Desde tiempos inmemoriales, el misterio ha puesto límites a las palabras. Es una permanente invitación a sumergirnos en aguas de contemplación, donde solo el silencio permite nadar. Pero el misterio nunca llega solo; viene habitado por la duda y la conmoción. No basta con sentirlo o comprenderlo. Hay que amarlo, abrazarlo hasta acallar los ecos de nuestras preguntas.
Émile Cioran decía que en ocasiones toda palabra es una palabra de más. Sin embargo, esas ocasiones parecen escasear.
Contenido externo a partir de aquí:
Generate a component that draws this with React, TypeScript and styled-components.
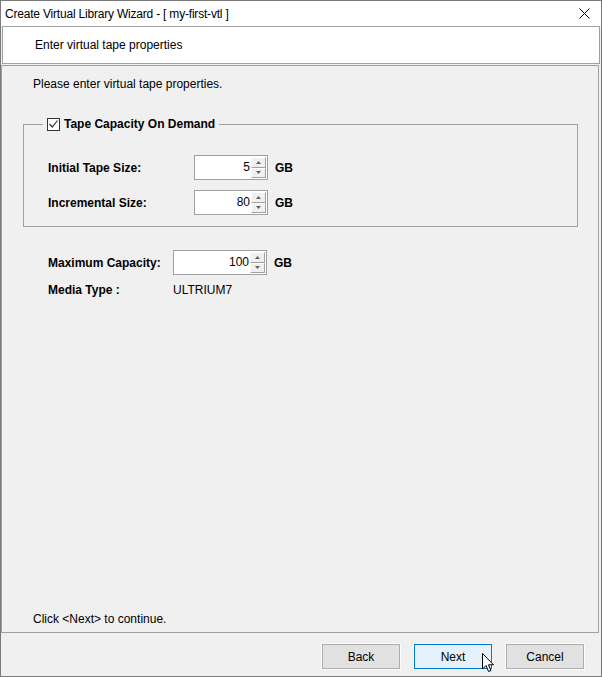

Hablamos sin cesar, compartimos opiniones de todo y de nada, confundimos atención con permanencia y vínculo con simple posicionamiento. Ajustamos nuestras palabras buscando la rima perfecta, aunque en el camino perdamos el alma del sentimiento que las originó. Nos empeñamos en saber qué decir, qué tono usar, qué gesto acompañar. Si no lo sabemos, lo fingimos. Medimos, pesamos, equilibramos… y llenamos cualquier vacío de ruido, temiendo el silencio que revele nuestras imperfecciones.
Incapaces de saber cuándo callar, saturamos el tiempo y el espacio con palabras. Nos desbordamos de idas y sonidos, especialmente cuando deberíamos estar más atentos. No hay escena lo suficientemente humilde que apague nuestro deseo de ser escuchados, ni pesebre que nos devuelva la contención de guardar silencio. Incluso frente al gesto más solidario y generoso, encontramos formas de justificar nuestra interminable verborrea y justificación.
La Navidad, sin embargo, no está en nuestras palabras. Está en el silencio que las trasciende. Este es el momento de reprimir esa necesidad de llenar el misterio con nuestro saber pretencioso, de renunciar a enturbiarlo con palabras que, al final, solo encubren vacíos. Las luces, las felicitaciones forzadas, las comidas abundantes y los encuentros superficiales son meros parches para ocultar nuestras búsquedas no resueltas. Son la excusa perfecta para evitar enfrentarnos a lo esencial.
No sabemos callar ante el misterio, del mismo modo que no sabemos detener la desmesura de nuestras palabras. Nos empeñamos en aparentar, en construir trascendencias de cartón, cuando lo único que se nos pide es presencia humilde, desnuda de pretensiones, contemplación, mirada atenta, silencio.
Tan solo dos palabras de más: Feliz Navidad.